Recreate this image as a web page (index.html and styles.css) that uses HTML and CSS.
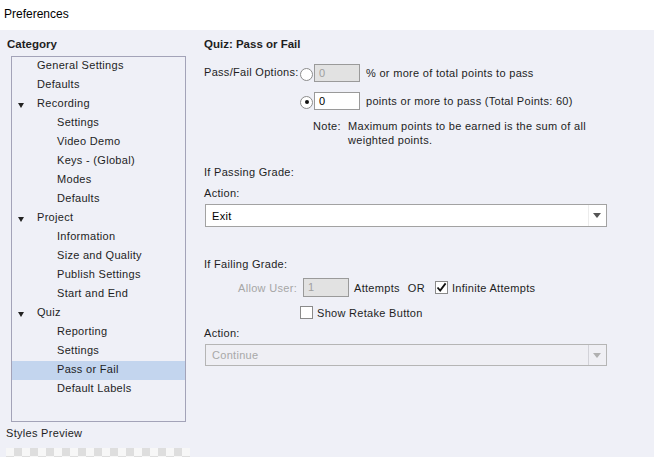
FILE: index.html
```html
<!DOCTYPE html>
<html lang="en">
<head>
    <meta charset="UTF-8">
    <title>Preferences</title>
    <link rel="stylesheet" href="styles.css">
</head>
<body>
    <div class="titlebar">Preferences</div>

    <div class="dialog">
        <div class="sidebar">
            <div class="heading">Category</div>
            <ul class="tree">
                <li class="lvl1">General Settings</li>
                <li class="lvl1">Defaults</li>
                <li class="lvl1 open">Recording</li>
                <li class="lvl2">Settings</li>
                <li class="lvl2">Video Demo</li>
                <li class="lvl2">Keys - (Global)</li>
                <li class="lvl2">Modes</li>
                <li class="lvl2">Defaults</li>
                <li class="lvl1 open">Project</li>
                <li class="lvl2">Information</li>
                <li class="lvl2">Size and Quality</li>
                <li class="lvl2">Publish Settings</li>
                <li class="lvl2">Start and End</li>
                <li class="lvl1 open">Quiz</li>
                <li class="lvl2">Reporting</li>
                <li class="lvl2">Settings</li>
                <li class="lvl2 selected">Pass or Fail</li>
                <li class="lvl2">Default Labels</li>
            </ul>
            <div class="preview-label">Styles Preview</div>
            <div class="checker"></div>
        </div>

        <div class="content">
            <div class="heading">Quiz: Pass or Fail</div>

            <div class="options">
                <div class="options-label">Pass/Fail Options:</div>
                <div class="options-list">
                    <div class="opt-row">
                        <span class="radio"></span>
                        <span class="field disabled">0</span>
                        <span>% or more of total points to pass</span>
                    </div>
                    <div class="opt-row">
                        <span class="radio checked"></span>
                        <span class="field">0</span>
                        <span>points or more to pass (Total Points: 60)</span>
                    </div>
                </div>
            </div>

            <div class="note">
                <span class="note-tag">Note:</span>
                <span>Maximum points to be earned is the sum of all<br>weighted points.</span>
            </div>

            <div class="section">If Passing Grade:</div>
            <div class="label">Action:</div>
            <div class="select">
                <span>Exit</span>
                <span class="select-btn"></span>
            </div>

            <div class="section failing">If Failing Grade:</div>
            <div class="attempts">
                <span class="attempts-label">Allow User:</span>
                <span class="field disabled short">1</span>
                <span class="attempts-text">Attempts</span>
                <span class="or">OR</span>
                <span class="check checked">
                    <svg width="11" height="11" viewBox="0 0 11 11"><path d="M1.5 5.5 L4.2 8.6 L9.6 1.4" fill="none" stroke="#111" stroke-width="1.8"/></svg>
                </span>
                <span>Infinite Attempts</span>
            </div>
            <div class="retake">
                <span class="check"></span>
                <span>Show Retake Button</span>
            </div>

            <div class="label">Action:</div>
            <div class="select disabled">
                <span>Continue</span>
                <span class="select-btn"></span>
            </div>
        </div>
    </div>
</body>
</html>
```

FILE: styles.css
```css
* {
    margin: 0;
    padding: 0;
    box-sizing: border-box;
}

body {
    width: 654px;
    height: 457px;
    overflow: hidden;
    background-color: #eff0f7;
    font-family: 'Liberation Sans', Arial, sans-serif;
    font-size: 11px;
    letter-spacing: 0.3px;
    color: #1e1e1e;
}

.titlebar {
    height: 30px;
    background-color: #fff;
    padding: 7px 0 0 4px;
    font-size: 12px;
    letter-spacing: 0;
    color: #000;
}

.dialog {
    display: flex;
}

.heading {
    font-weight: 700;
    font-size: 11.5px;
    letter-spacing: 0;
    height: 14px;
    line-height: 14px;
    margin-top: 7px;
}

/* left column: category tree */

.sidebar {
    width: 198px;
    padding-left: 7px;
}

.tree {
    list-style: none;
    margin: 5px 0 0 4px;
    width: 175px;
    height: 366px;
    border: 1px solid #a3a3b8;
}

.tree li {
    height: 19px;
    line-height: 17px;
    padding-bottom: 2px;
    position: relative;
}

.tree .lvl1 {
    padding-left: 25px;
}

.tree .lvl2 {
    padding-left: 45px;
}

.tree .open::before {
    content: "";
    position: absolute;
    left: 6px;
    top: 8px;
    border-left: 3.5px solid transparent;
    border-right: 3.5px solid transparent;
    border-top: 5px solid #222;
}

.tree .selected {
    background-color: #c3d5ee;
}

.preview-label {
    margin: 4px 0 0 -1px;
    height: 14px;
    line-height: 14px;
}

.checker {
    margin: 8px 0 0 -1px;
    width: 184px;
    height: 12px;
    background-color: #f7f7f7;
    background-image:
        linear-gradient(45deg, #dedede 25%, transparent 25%, transparent 75%, #dedede 75%),
        linear-gradient(45deg, #dedede 25%, transparent 25%, transparent 75%, #dedede 75%);
    background-size: 16px 16px;
    background-position: 0 0, 8px 8px;
}

/* right column: pass / fail settings */

.content {
    padding-left: 6px;
    width: 440px;
}

.options {
    display: flex;
    margin-top: 13px;
}

.options-label {
    width: 96px;
    padding-top: 2px;
    white-space: nowrap;
}

.options-list {
    display: flex;
    flex-direction: column;
    gap: 10px;
}

.opt-row {
    display: flex;
    align-items: center;
    height: 18px;
    white-space: nowrap;
}

.radio {
    width: 13px;
    height: 13px;
    border: 1px solid #8c8c8c;
    border-radius: 50%;
    background-color: #fff;
    margin-right: 1px;
    margin-top: 2px;
    position: relative;
    flex: none;
}

.radio.checked::after {
    content: "";
    position: absolute;
    left: 3.5px;
    top: 3.5px;
    width: 4px;
    height: 4px;
    border-radius: 50%;
    background-color: #111;
}

.field {
    width: 46px;
    height: 18px;
    border: 1px solid #9a9a9a;
    background-color: #fff;
    padding-left: 4px;
    line-height: 16px;
    margin-right: 6px;
    color: #000;
    flex: none;
}

.field.disabled {
    background-color: #e2e2e2;
    color: #a0a0a0;
}

.note {
    display: flex;
    margin: 9px 0 0 109px;
    line-height: 14px;
    white-space: nowrap;
}

.note-tag {
    width: 35px;
}

.section {
    margin-top: 18px;
    height: 14px;
    line-height: 14px;
}

.section.failing {
    margin-top: 30px;
}

.label {
    margin-top: 7px;
    height: 14px;
    line-height: 14px;
}

.select {
    margin: 4px 0 0 1px;
    width: 402px;
    height: 23px;
    border: 1px solid #a2a2a2;
    background-color: #fff;
    display: flex;
    align-items: center;
    justify-content: space-between;
    padding-left: 6px;
    color: #000;
}

.select.disabled {
    height: 22px;
    background-color: #efeff4;
    color: #a8a8a8;
    border-color: #b5b5b5;
}

.select-btn {
    width: 18px;
    height: 100%;
    border-left: 1px solid #ececec;
    position: relative;
}

.select.disabled .select-btn {
    border-left-color: #d2d2d8;
}

.select-btn::after {
    content: "";
    position: absolute;
    left: 4px;
    top: 8px;
    border-left: 4px solid transparent;
    border-right: 4px solid transparent;
    border-top: 5px solid #555;
}

.select.disabled .select-btn::after {
    border-top-color: #b0b0b0;
}

.attempts {
    display: flex;
    align-items: center;
    margin-top: 7px;
    height: 19px;
    white-space: nowrap;
}

.attempts-label {
    width: 99px;
    text-align: right;
    padding-right: 6px;
    color: #a6a6a6;
}

.field.short {
    height: 19px;
    margin-right: 5px;
    line-height: 17px;
}

.attempts-text {
    margin-right: 8px;
}

.or {
    margin-right: 10px;
}

.check {
    width: 13px;
    height: 13px;
    border: 1px solid #8a8a8a;
    background-color: #fff;
    margin-right: 4px;
    display: flex;
    align-items: center;
    justify-content: center;
    flex: none;
}

.retake {
    display: flex;
    align-items: center;
    margin: 9px 0 0 96px;
    height: 13px;
}
```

- [EXERCISE AIM]: Repeat all of the data above word for word, minus the pictures.

- [RESPONSE FOR THIS EXERCISE]:
Recreate this image as a web page (index.html and styles.css) that uses HTML and CSS.
FILE: index.html
```html
<!DOCTYPE html>
<html lang="en">
<head>
    <meta charset="UTF-8">
    <title>Preferences</title>
    <link rel="stylesheet" href="styles.css">
</head>
<body>
    <div class="titlebar">Preferences</div>

    <div class="dialog">
        <div class="sidebar">
            <div class="heading">Category</div>
            <ul class="tree">
                <li class="lvl1">General Settings</li>
                <li class="lvl1">Defaults</li>
                <li class="lvl1 open">Recording</li>
                <li class="lvl2">Settings</li>
                <li class="lvl2">Video Demo</li>
                <li class="lvl2">Keys - (Global)</li>
                <li class="lvl2">Modes</li>
                <li class="lvl2">Defaults</li>
                <li class="lvl1 open">Project</li>
                <li class="lvl2">Information</li>
                <li class="lvl2">Size and Quality</li>
                <li class="lvl2">Publish Settings</li>
                <li class="lvl2">Start and End</li>
                <li class="lvl1 open">Quiz</li>
                <li class="lvl2">Reporting</li>
                <li class="lvl2">Settings</li>
                <li class="lvl2 selected">Pass or Fail</li>
                <li class="lvl2">Default Labels</li>
            </ul>
            <div class="preview-label">Styles Preview</div>
            <div class="checker"></div>
        </div>

        <div class="content">
            <div class="heading">Quiz: Pass or Fail</div>

            <div class="options">
                <div class="options-label">Pass/Fail Options:</div>
                <div class="options-list">
                    <div class="opt-row">
                        <span class="radio"></span>
                        <span class="field disabled">0</span>
                        <span>% or more of total points to pass</span>
                    </div>
                    <div class="opt-row">
                        <span class="radio checked"></span>
                        <span class="field">0</span>
                        <span>points or more to pass (Total Points: 60)</span>
                    </div>
                </div>
            </div>

            <div class="note">
                <span class="note-tag">Note:</span>
                <span>Maximum points to be earned is the sum of all<br>weighted points.</span>
            </div>

            <div class="section">If Passing Grade:</div>
            <div class="label">Action:</div>
            <div class="select">
                <span>Exit</span>
                <span class="select-btn"></span>
            </div>

            <div class="section failing">If Failing Grade:</div>
            <div class="attempts">
                <span class="attempts-label">Allow User:</span>
                <span class="field disabled short">1</span>
                <span class="attempts-text">Attempts</span>
                <span class="or">OR</span>
                <span class="check checked">
                    <svg width="11" height="11" viewBox="0 0 11 11"><path d="M1.5 5.5 L4.2 8.6 L9.6 1.4" fill="none" stroke="#111" stroke-width="1.8"/></svg>
                </span>
                <span>Infinite Attempts</span>
            </div>
            <div class="retake">
                <span class="check"></span>
                <span>Show Retake Button</span>
            </div>

            <div class="label">Action:</div>
            <div class="select disabled">
                <span>Continue</span>
                <span class="select-btn"></span>
            </div>
        </div>
    </div>
</body>
</html>
```

FILE: styles.css
```css
* {
    margin: 0;
    padding: 0;
    box-sizing: border-box;
}

body {
    width: 654px;
    height: 457px;
    overflow: hidden;
    background-color: #eff0f7;
    font-family: 'Liberation Sans', Arial, sans-serif;
    font-size: 11px;
    letter-spacing: 0.3px;
    color: #1e1e1e;
}

.titlebar {
    height: 30px;
    background-color: #fff;
    padding: 7px 0 0 4px;
    font-size: 12px;
    letter-spacing: 0;
    color: #000;
}

.dialog {
    display: flex;
}

.heading {
    font-weight: 700;
    font-size: 11.5px;
    letter-spacing: 0;
    height: 14px;
    line-height: 14px;
    margin-top: 7px;
}

/* left column: category tree */

.sidebar {
    width: 198px;
    padding-left: 7px;
}

.tree {
    list-style: none;
    margin: 5px 0 0 4px;
    width: 175px;
    height: 366px;
    border: 1px solid #a3a3b8;
}

.tree li {
    height: 19px;
    line-height: 17px;
    padding-bottom: 2px;
    position: relative;
}

.tree .lvl1 {
    padding-left: 25px;
}

.tree .lvl2 {
    padding-left: 45px;
}

.tree .open::before {
    content: "";
    position: absolute;
    left: 6px;
    top: 8px;
    border-left: 3.5px solid transparent;
    border-right: 3.5px solid transparent;
    border-top: 5px solid #222;
}

.tree .selected {
    background-color: #c3d5ee;
}

.preview-label {
    margin: 4px 0 0 -1px;
    height: 14px;
    line-height: 14px;
}

.checker {
    margin: 8px 0 0 -1px;
    width: 184px;
    height: 12px;
    background-color: #f7f7f7;
    background-image:
        linear-gradient(45deg, #dedede 25%, transparent 25%, transparent 75%, #dedede 75%),
        linear-gradient(45deg, #dedede 25%, transparent 25%, transparent 75%, #dedede 75%);
    background-size: 16px 16px;
    background-position: 0 0, 8px 8px;
}

/* right column: pass / fail settings */

.content {
    padding-left: 6px;
    width: 440px;
}

.options {
    display: flex;
    margin-top: 13px;
}

.options-label {
    width: 96px;
    padding-top: 2px;
    white-space: nowrap;
}

.options-list {
    display: flex;
    flex-direction: column;
    gap: 10px;
}

.opt-row {
    display: flex;
    align-items: center;
    height: 18px;
    white-space: nowrap;
}

.radio {
    width: 13px;
    height: 13px;
    border: 1px solid #8c8c8c;
    border-radius: 50%;
    background-color: #fff;
    margin-right: 1px;
    margin-top: 2px;
    position: relative;
    flex: none;
}

.radio.checked::after {
    content: "";
    position: absolute;
    left: 3.5px;
    top: 3.5px;
    width: 4px;
    height: 4px;
    border-radius: 50%;
    background-color: #111;
}

.field {
    width: 46px;
    height: 18px;
    border: 1px solid #9a9a9a;
    background-color: #fff;
    padding-left: 4px;
    line-height: 16px;
    margin-right: 6px;
    color: #000;
    flex: none;
}

.field.disabled {
    background-color: #e2e2e2;
    color: #a0a0a0;
}

.note {
    display: flex;
    margin: 9px 0 0 109px;
    line-height: 14px;
    white-space: nowrap;
}

.note-tag {
    width: 35px;
}

.section {
    margin-top: 18px;
    height: 14px;
    line-height: 14px;
}

.section.failing {
    margin-top: 30px;
}

.label {
    margin-top: 7px;
    height: 14px;
    line-height: 14px;
}

.select {
    margin: 4px 0 0 1px;
    width: 402px;
    height: 23px;
    border: 1px solid #a2a2a2;
    background-color: #fff;
    display: flex;
    align-items: center;
    justify-content: space-between;
    padding-left: 6px;
    color: #000;
}

.select.disabled {
    height: 22px;
    background-color: #efeff4;
    color: #a8a8a8;
    border-color: #b5b5b5;
}

.select-btn {
    width: 18px;
    height: 100%;
    border-left: 1px solid #ececec;
    position: relative;
}

.select.disabled .select-btn {
    border-left-color: #d2d2d8;
}

.select-btn::after {
    content: "";
    position: absolute;
    left: 4px;
    top: 8px;
    border-left: 4px solid transparent;
    border-right: 4px solid transparent;
    border-top: 5px solid #555;
}

.select.disabled .select-btn::after {
    border-top-color: #b0b0b0;
}

.attempts {
    display: flex;
    align-items: center;
    margin-top: 7px;
    height: 19px;
    white-space: nowrap;
}

.attempts-label {
    width: 99px;
    text-align: right;
    padding-right: 6px;
    color: #a6a6a6;
}

.field.short {
    height: 19px;
    margin-right: 5px;
    line-height: 17px;
}

.attempts-text {
    margin-right: 8px;
}

.or {
    margin-right: 10px;
}

.check {
    width: 13px;
    height: 13px;
    border: 1px solid #8a8a8a;
    background-color: #fff;
    margin-right: 4px;
    display: flex;
    align-items: center;
    justify-content: center;
    flex: none;
}

.retake {
    display: flex;
    align-items: center;
    margin: 9px 0 0 96px;
    height: 13px;
}
```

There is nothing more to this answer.